Concentration risk refers to the risk of losing value from your investment portfolio because too many of the assets within it are likely to move in the same direction simultaneously. As you would expect, the results can be disastrous.
Because of this, one of the key pillars of a robust wealth management strategy is diversification or, to put it colloquially, not putting all of your investment eggs in one basket (or too many eggs in too few baskets).
At a high level, one of the most common types of concentration risk is down to the fact that people are likely to have much of their wealth tied up in their primary residence. Then, if they inherit another property (or decide to invest in a buy-to-let), they become even more exposed to property as an asset class. This is why investing surplus wealth in a diversified investment portfolio is generally such a good choice.

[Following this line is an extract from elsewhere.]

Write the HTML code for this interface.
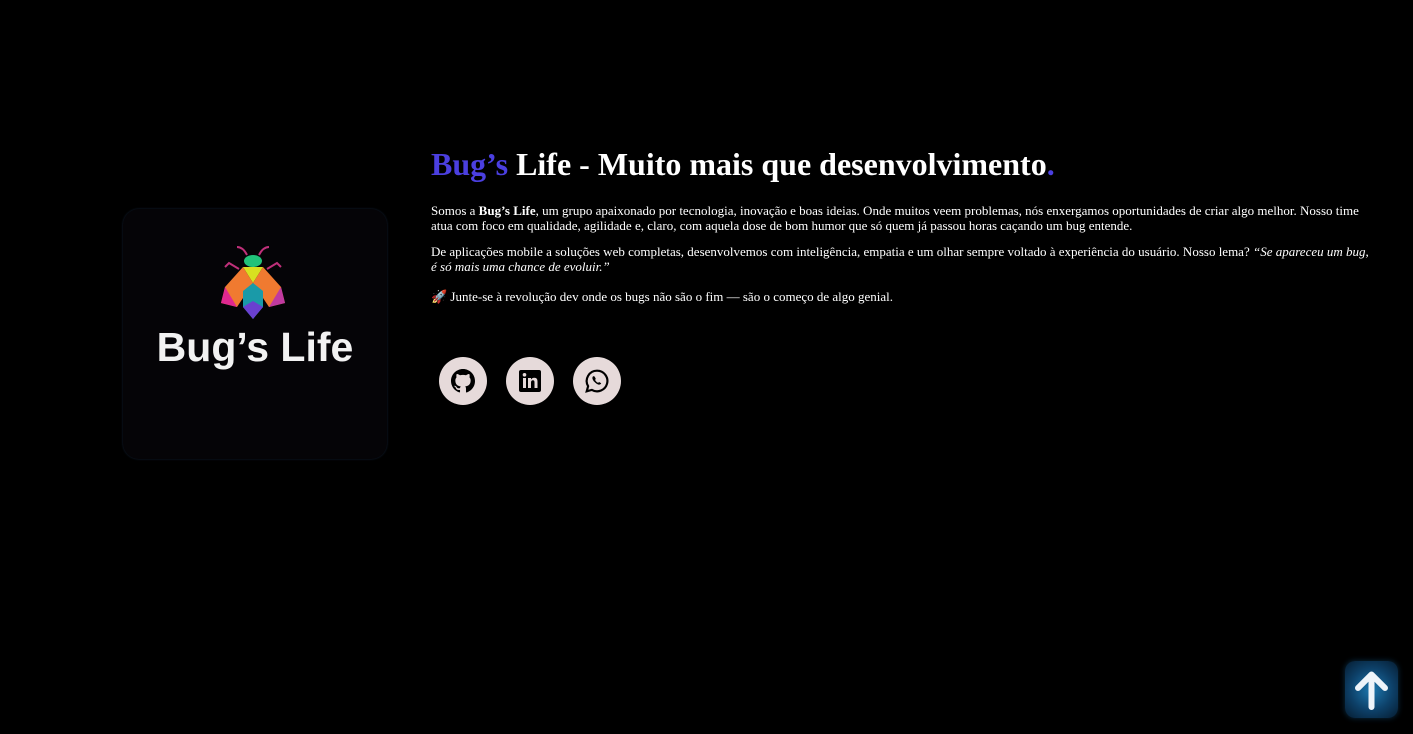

The ideal is to have a well-balanced portfolio in which your asset allocation represents a range of assets classes to suit your goals, time-horizon and risk-profile. Then, within each asset class, there should also be diversification so that, for instance, all of your equities exposure isn’t domestic. Home bias can seriously harm your investment returns.
One way that investors attempt to achieve sound diversification quickly, and at low cost, is through buying index-linked investment products. If the index is global, they can gain exposure to a whole basket of markets, sectors and companies in one fell swoop.
The problem is, major indices tend to be weighted by market capitalisation. This means that the more successful a company becomes, the greater proportion of the whole index it represents. Not only does this mean that certain companies and sectors come to dominate, but also that certain countries can. The dominance of US tech giants is a case in point.
Diversification is absolutely vital in managing risk but it can ironically be the case that investors become accidentally exposed to concentration risk all the while thinking they are well diversified. The situation is made worse if they are replicating positions through several funds. The message is, look “under the bonnet” of all your investments to see if you are actually as well diversified as you assume.